O primeiro ser humano a movimentar um braço robótico apenas com a força da própria mente poderá ser brasileiro e se transformar em ciborgue num hospital de São Paulo, dentro de três anos. Esse é o objetivo de uma parceria firmada ontem entre o neurocientista brasileiro Miguel Nicolelis, da Universidade Duke (EUA), e o Hospital Sírio-Libanês. O hospital se comprometeu a investir US$ 1 milhão nos próximos três anos. “Nada impede que esse valor seja ampliado no decorrer do trabalho”, disse o gastroenterologista Mauricio Ceschin, superintendente corporativo do Sírio-Libanês. O acordo, assinado por Nicolelis em nome da ONG Associação Alberto Santos Dumont de Apoio à Pesquisa, beneficiará também o instituto de neurociências que o pesquisador paulistano pretende fundar em Macaíba (RN), perto de Natal. O investimento será, em grande parte, destinado ao enfoque social do instituto, que pretende oferecer educação integral e atendimento de saúde à população carente da região. Para o projeto, Nicolelis primeiro tentou acertar uma parceria com o Hospital Israelita Albert Einstein, mas o cientista acabou optando pelo Sírio-Libanês, que segundo ele estava em maior sintonia com suas preocupações sociais.No acerto, os neurologistas do Sírio-Libanês receberão treinamento para lidar com a tecnologia de eletrodos e modelagem matemática que permitirá, segundo Nicolelis, a transferência de informações do cérebro do paciente para um membro robótico. A técnica poderia ajudar pacientes com membros amputados, pessoas com lesões na coluna que as tenham deixado paraplégicas ou tetraplégicas ou os que perderam a movimentação por doenças degenerativas do sistema nervoso.
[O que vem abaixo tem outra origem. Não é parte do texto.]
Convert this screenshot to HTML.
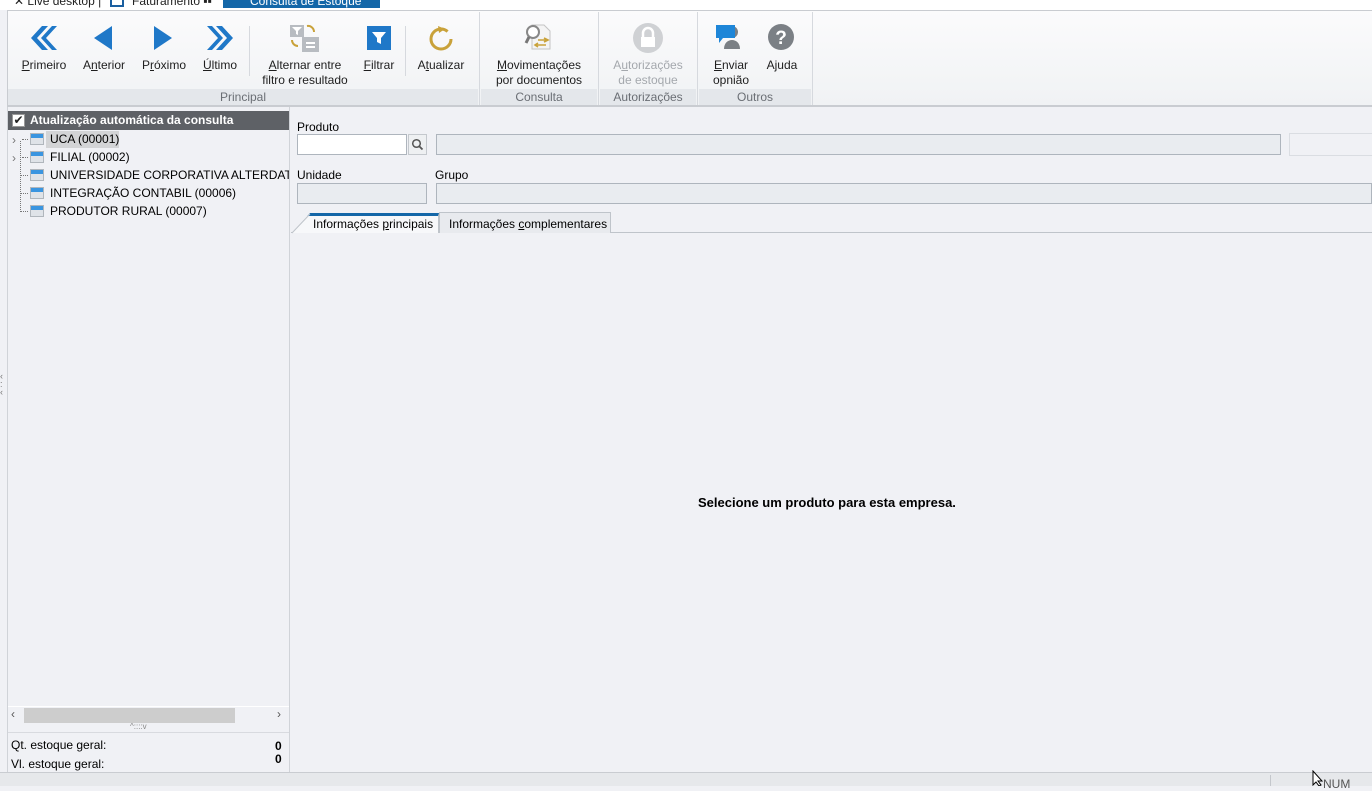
<!DOCTYPE html>
<html><head><meta charset="utf-8"><style>
*{box-sizing:border-box;margin:0;padding:0}
body{width:1372px;height:786px;overflow:hidden;background:#f0f1f5;font-family:"Liberation Sans",sans-serif;font-size:12px;color:#000;position:relative}
.a{position:absolute;white-space:nowrap}
.rb{font-size:12px;color:#1e1e1e;text-align:center;line-height:15px}
.grp{position:absolute;top:89px;height:16px;background:#e4e7eb;color:#6a6e74;font-size:12px;text-align:center;line-height:16px}
.sep{position:absolute;width:1px;background:#d6d9de}
.inp{position:absolute;background:#e9ecf0;border:1px solid #aeb5bd}
u{text-decoration:underline}
.tr span{white-space:nowrap}
</style></head><body>
<div class="a" style="left:0;top:0;width:1372px;height:10px;background:#fff"></div>
<div class="a" style="left:14px;top:-6px;font-size:12px;color:#222">✕ Live desktop |</div>
<div class="a" style="left:110px;top:-3px;width:14px;height:10px;border:2px solid #1a5fa0"></div>
<div class="a" style="left:132px;top:-6px;font-size:12px;color:#222">Faturamento ▪▪</div>
<div class="a" style="left:223px;top:0;width:157px;height:8px;background:#1467a8"></div>
<div class="a" style="left:250px;top:-6px;font-size:12px;color:#fff">Consulta de Estoque</div>
<div class="a" style="left:7px;top:10px;width:1365px;height:96px;background:linear-gradient(#fbfbfc,#f0f2f4);border-top:1px solid #c9ccd1;border-left:1px solid #c9ccd1"></div>
<div class="grp" style="left:8px;width:470px">Principal</div>
<div class="grp" style="left:481px;width:116px">Consulta</div>
<div class="grp" style="left:600px;width:96px">Autorizações</div>
<div class="grp" style="left:699px;width:112px">Outros</div>
<div class="sep" style="left:479px;top:12px;height:94px"></div>
<div class="sep" style="left:598px;top:12px;height:94px"></div>
<div class="sep" style="left:697px;top:12px;height:94px"></div>
<div class="sep" style="left:812px;top:12px;height:94px"></div>
<div class="sep" style="left:249px;top:26px;height:50px"></div>
<div class="sep" style="left:405px;top:26px;height:50px"></div>
<div class="a" style="left:7px;top:105px;width:1365px;height:2px;background:#c9ccd1"></div>
<svg class="a" style="left:28px;top:24px" width="30" height="28" viewBox="0 0 30 28"><path d="M14 2 3 14 14 26h6L9 14 20 2z M24 2 13 14l11 12h5L18 14 29 2z" fill="#1f78c8"/></svg>
<svg class="a" style="left:92px;top:25px" width="22" height="26"><path d="M20 1 2 13l18 12z" fill="#1f78c8"/></svg>
<svg class="a" style="left:152px;top:25px" width="22" height="26"><path d="M2 1l18 12L2 25z" fill="#1f78c8"/></svg>
<svg class="a" style="left:206px;top:24px" width="30" height="28" viewBox="0 0 30 28"><path d="M1 2h5l11 12L6 26H1l11-12z M10 2h6l11 12-11 12h-6l11-12z" fill="#1f78c8"/></svg>
<svg class="a" style="left:289px;top:23px" width="32" height="30"><rect x="1" y="2" width="14" height="12" fill="#b8bcc1"/><path d="M3 4h10l-4 4v4l-2-1V8z" fill="#fff"/><rect x="13" y="14" width="17" height="15" fill="#b8bcc1"/><rect x="17" y="19" width="9" height="2" fill="#fff"/><rect x="17" y="23" width="9" height="2" fill="#fff"/><path d="M18 3a6 6 0 0 1 7 6" stroke="#c9a23a" stroke-width="2" fill="none"/><path d="M3 17a6 6 0 0 0 6 6" stroke="#c9a23a" stroke-width="2" fill="none"/></svg>
<svg class="a" style="left:367px;top:26px" width="24" height="24"><rect width="24" height="24" fill="#1f78c8"/><path d="M5 6h14l-5 6v6l-4-2v-4z" fill="#fff"/></svg>
<svg class="a" style="left:427px;top:24px" width="28" height="28"><circle cx="14" cy="15" r="10" stroke="#c9a23a" stroke-width="3" fill="none" stroke-dasharray="54 10"/><path d="M11 2l7 3-6 4z" fill="#c9a23a"/></svg>
<svg class="a" style="left:524px;top:22px" width="30" height="30"><path d="M8 3h12l6 6v18H8z" fill="#f4f4f4" stroke="#c4c4c4"/><circle cx="9" cy="10" r="6" fill="#fff" stroke="#888" stroke-width="2"/><path d="M5 15l-3 6" stroke="#777" stroke-width="3"/><path d="M14 18h10M20 16l4 2-4 2M12 23h10M14 21l-3 2 3 2" stroke="#c9a23a" stroke-width="1.6" fill="none"/></svg>
<svg class="a" style="left:632px;top:22px" width="32" height="32"><circle cx="16" cy="16" r="15" fill="#cfd1d4"/><path d="M11 15v-4a5 5 0 0 1 10 0v4" stroke="#fff" stroke-width="2.5" fill="none"/><rect x="9" y="15" width="14" height="10" fill="#fff"/></svg>
<svg class="a" style="left:715px;top:23px" width="34" height="28"><path d="M11 9a6 6 0 1 1 12 0 6 6 0 1 1-12 0zM9 26c0-6 4-9 8-9s8 3 8 9z" fill="#7b8085"/><path d="M1 2h19v13H8l-4 5v-5H1z" fill="#1e86d8"/></svg>
<svg class="a" style="left:767px;top:23px" width="28" height="28"><circle cx="14" cy="14" r="13" fill="#7b8085"/><text x="14" y="21" text-anchor="middle" font-family="Liberation Sans" font-weight="bold" font-size="19" fill="#fff">?</text></svg>
<div class="a rb" style="left:14px;top:58px;width:60px"><u>P</u>rimeiro</div>
<div class="a rb" style="left:76px;top:58px;width:56px">A<u>n</u>terior</div>
<div class="a rb" style="left:136px;top:58px;width:56px">P<u>r</u>óximo</div>
<div class="a rb" style="left:196px;top:58px;width:48px"><u>Ú</u>ltimo</div>
<div class="a rb" style="left:255px;top:58px;width:100px"><u>A</u>lternar entre<br>filtro e resultado</div>
<div class="a rb" style="left:358px;top:58px;width:42px"><u>F</u>iltrar</div>
<div class="a rb" style="left:412px;top:58px;width:58px">A<u>t</u>ualizar</div>
<div class="a rb" style="left:486px;top:58px;width:106px"><u>M</u>ovimentações<br>por documentos</div>
<div class="a rb" style="left:602px;top:58px;width:92px;color:#a4a8ad">A<u>u</u>torizações<br>de estoque</div>
<div class="a rb" style="left:706px;top:58px;width:50px"><u>E</u>nviar<br>opnião</div>
<div class="a rb" style="left:760px;top:58px;width:44px">Ajuda</div>
<div class="a" style="left:0;top:107px;width:8px;height:666px;background:#f0f1f5;border-right:1px solid #d0d3d8"></div>
<div class="a" style="left:0;top:372px;font-size:9px;color:#777;line-height:8px">‹<br>:<br>‹</div>
<div class="a" style="left:8px;top:107px;width:282px;height:666px;background:#f0f1f5;border-right:1px solid #d0d3d8"></div>
<div class="a" style="left:8px;top:111px;width:281px;height:19px;background:#5e6166"></div>
<div class="a" style="left:12px;top:114px;width:13px;height:13px;background:#fff;border:1px solid #999;font-size:12px;line-height:11px;text-align:center;color:#222">✔</div>
<div class="a" style="left:30px;top:113px;color:#fff;font-weight:bold;font-size:12px;line-height:15px">Atualização automática da consulta</div>
<div class="a" style="left:20px;top:141px;width:1px;height:71px;border-left:1px dotted #777"></div>
<div class="a" style="left:46px;top:131px;width:73px;height:17px;background:#d3d4d6"></div>
<div class="a" style="left:12px;top:133px;color:#777;font-size:12px;line-height:15px">›</div>
<div class="a" style="left:12px;top:151px;color:#777;font-size:12px;line-height:15px">›</div>
<div class="tr" style="position:absolute;left:20px;top:130px;line-height:18px;font-size:12px;width:269px;overflow:hidden;height:92px">
<div style="position:relative;height:18px"><span style="position:absolute;left:2px;top:9px;width:6px;border-top:1px dotted #777"></span><span style="position:absolute;left:10px;top:3px;width:14px;height:12px;background:linear-gradient(#3a95e0 0 4px,#dfe3e8 4px);border:1px solid #b0b6bc"></span><span style="position:absolute;left:30px">UCA (00001)</span></div>
<div style="position:relative;height:18px"><span style="position:absolute;left:2px;top:9px;width:6px;border-top:1px dotted #777"></span><span style="position:absolute;left:10px;top:3px;width:14px;height:12px;background:linear-gradient(#3a95e0 0 4px,#dfe3e8 4px);border:1px solid #b0b6bc"></span><span style="position:absolute;left:30px">FILIAL (00002)</span></div>
<div style="position:relative;height:18px"><span style="position:absolute;left:0;top:9px;width:8px;border-top:1px dotted #777"></span><span style="position:absolute;left:10px;top:3px;width:14px;height:12px;background:linear-gradient(#3a95e0 0 4px,#dfe3e8 4px);border:1px solid #b0b6bc"></span><span style="position:absolute;left:30px">UNIVERSIDADE CORPORATIVA ALTERDATA (SP)</span></div>
<div style="position:relative;height:18px"><span style="position:absolute;left:0;top:9px;width:8px;border-top:1px dotted #777"></span><span style="position:absolute;left:10px;top:3px;width:14px;height:12px;background:linear-gradient(#3a95e0 0 4px,#dfe3e8 4px);border:1px solid #b0b6bc"></span><span style="position:absolute;left:30px">INTEGRAÇÃO CONTABIL (00006)</span></div>
<div style="position:relative;height:18px"><span style="position:absolute;left:0;top:9px;width:8px;border-top:1px dotted #777"></span><span style="position:absolute;left:10px;top:3px;width:14px;height:12px;background:linear-gradient(#3a95e0 0 4px,#dfe3e8 4px);border:1px solid #b0b6bc"></span><span style="position:absolute;left:30px">PRODUTOR RURAL (00007)</span></div>
</div>
<div class="a" style="left:8px;top:706px;width:281px;height:1px;background:#fff"></div>
<div class="a" style="left:24px;top:708px;width:211px;height:15px;background:#cdcdcd"></div>
<div class="a" style="left:11px;top:707px;color:#555;font-size:12px">‹</div>
<div class="a" style="left:277px;top:707px;color:#555;font-size:12px">›</div>
<div class="a" style="left:130px;top:722px;color:#888;font-size:8px">^::::v</div>
<div class="a" style="left:8px;top:732px;width:281px;height:1px;background:#d8dadf"></div>
<div class="a" style="left:11px;top:738px;font-size:12px">Qt. estoque geral:</div>
<div class="a" style="left:11px;top:757px;font-size:12px">Vl. estoque geral:</div>
<div class="a" style="left:275px;top:739px;font-size:12px;font-weight:bold">0</div>
<div class="a" style="left:275px;top:752px;font-size:12px;font-weight:bold">0</div>
<div class="a" style="left:297px;top:120px;font-size:12px">Produto</div>
<div class="a" style="left:297px;top:134px;width:110px;height:21px;background:#fff;border:1px solid #aeb5bd"></div>
<div class="a" style="left:408px;top:134px;width:19px;height:21px;background:#eef0f2;border:1px solid #c4c8cd"></div>
<svg class="a" style="left:411px;top:138px" width="13" height="13"><circle cx="5.5" cy="5.5" r="3.8" stroke="#555" stroke-width="1.5" fill="none"/><path d="M8 8l3.5 3.5" stroke="#555" stroke-width="1.8"/></svg>
<div class="inp" style="left:436px;top:134px;width:845px;height:21px"></div>
<div class="a" style="left:1289px;top:133px;width:90px;height:23px;border:1px solid #dadde2;background:#f0f1f5"></div>
<div class="a" style="left:297px;top:168px;font-size:12px">Unidade</div>
<div class="a" style="left:435px;top:168px;font-size:12px">Grupo</div>
<div class="inp" style="left:297px;top:183px;width:130px;height:21px"></div>
<div class="inp" style="left:436px;top:183px;width:936px;height:21px"></div>
<div class="a" style="left:291px;top:232px;width:1081px;height:1px;background:#bfc4ca"></div>
<div class="a" style="left:291px;top:233px;width:1081px;height:540px;background:#f0f1f5"></div>
<div class="a" style="left:292px;top:213px;width:147px;height:20px;background:#f7f8fa;border-top:3px solid #1467a8;border-right:1px solid #bfc4ca;clip-path:polygon(18px 0,100% 0,100% 100%,0 100%)"></div>
<svg class="a" style="left:291px;top:213px" width="22" height="21"><path d="M1 20L19 1" stroke="#bfc4ca"/></svg>
<div class="a" style="left:313px;top:217px;font-size:12px">Informações <u>p</u>rincipais</div>
<div class="a" style="left:439px;top:212px;width:172px;height:21px;background:#e8eaee;border:1px solid #bfc4ca;border-bottom:none"></div>
<div class="a" style="left:449px;top:217px;font-size:12px">Informações <u>c</u>omplementares</div>
<div class="a" style="left:698px;top:495px;font-size:13px;font-weight:bold">Selecione um produto para esta empresa.</div>
<div class="a" style="left:0;top:772px;width:1372px;height:14px;background:linear-gradient(#c9ccd1 0 1px,#e6e8eb 1px)"></div>
<div class="a" style="left:1270px;top:775px;width:1px;height:11px;background:#c4c7cc"></div>
<div class="a" style="left:1323px;top:777px;font-size:12px;color:#555">NUM</div>
<svg class="a" style="left:1312px;top:770px" width="12" height="16"><path d="M1 1v14l3-3 3 4 2-1-3-4h4z" fill="#fff" stroke="#000"/></svg>
</body></html>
“Vamos tentar fazer história”, resumiu Ceschin, que classificou o pesquisador da Duke de “maior cientista brasileiro vivo”. A julgar pelos avanços obtidos até agora com macacos, a possibilidade de que isso aconteça é bem real. Desde o começo dos anos 2000, a equipe da Duke, que também inclui outros brasileiros, tem dado salto após salto na criação da chamada interface cérebro-máquina. O conceito em si é simples: capturar os impulsos elétricos que o cérebro usa para mandar mensagens aos membros e transmiti-los para um braço ou perna robóticos. “Mesmo em quadriplégicos, as áreas do cérebro que fazem isso continuam ativas quando, por exemplo, a pessoa sonha que está se mexendo”, diz Nicolelis.
Braços robóticos articulados. O que o grupo conseguiu até agora foi fazer com que macacos resos e macacos-da-noite movimentassem braços robóticos articulados usando só os próprios neurônios, conectados a uma rede de eletrodos. Hoje, os pesquisadores já “lêem” as informações de cerca de 500 neurônios ao mesmo tempo. É muito mais do que se conseguia anos atrás, mas ainda insuficiente, segundo Nicolelis, para que movimentos complexos e delicados (como agarrar um copo sem esmagá-lo) possam ser comandados via máquina. Para isso, ele calcula que a “leitura” da atividade de milhares de neurônios seja indispensável. Mesmo assim, Nicolelis disse não considerar o prazo de três anos otimista demais. “Na verdade, estamos sendo realistas e até modestos. Podemos ter um protótipo pronto para testes em humanos em um ano e meio”, disse. O mais provável é que o procedimento cirúrgico seja feito no Sírio-Libanês, “em um jovem brasileiro”, mas não necessariamente. “O importante é fazer a coisa no tempo certo, sem correr. Se precisarmos de quatro ou cinco anos em vez de três, tudo bem”.
A cautela é justificada, já que ainda há uma bela lista de desafios pela frente. É preciso um processador computacional potente, capaz de fazer toneladas de operações em paralelo, para traduzir as mensagens dos neurônios em ordens eletrônicas para o membro ciborgue. Além disso, esse processador precisa ser leve o bastante para não onerar o paciente com peso extra. Isso, claro, se o sujeito realmente carregar o membro.”Ele pode estar acoplado ao paciente, ao lado dele ou mesmo a centenas de quilômetros de distância”, afirma o pesquisador. Outra pergunta ainda sem resposta se refere à segurança e durabilidade do procedimento. Os pesquisadores ainda não sabem qual seria a vida útil dos eletrodos, e quais os efeitos de seu uso em longo prazo para o córtex cerebral (os macacos que o receberam, pelo menos, ainda estão saudáveis). A equipe também trabalha em outro desafio: fazer com que a informação do membro volte para o cérebro, em outras palavras, torná-lo sensível. “Num trabalho que devemos publicar em breve, conseguimos usar sensores de pressão para simular a sensação de tato”, conta o cientista.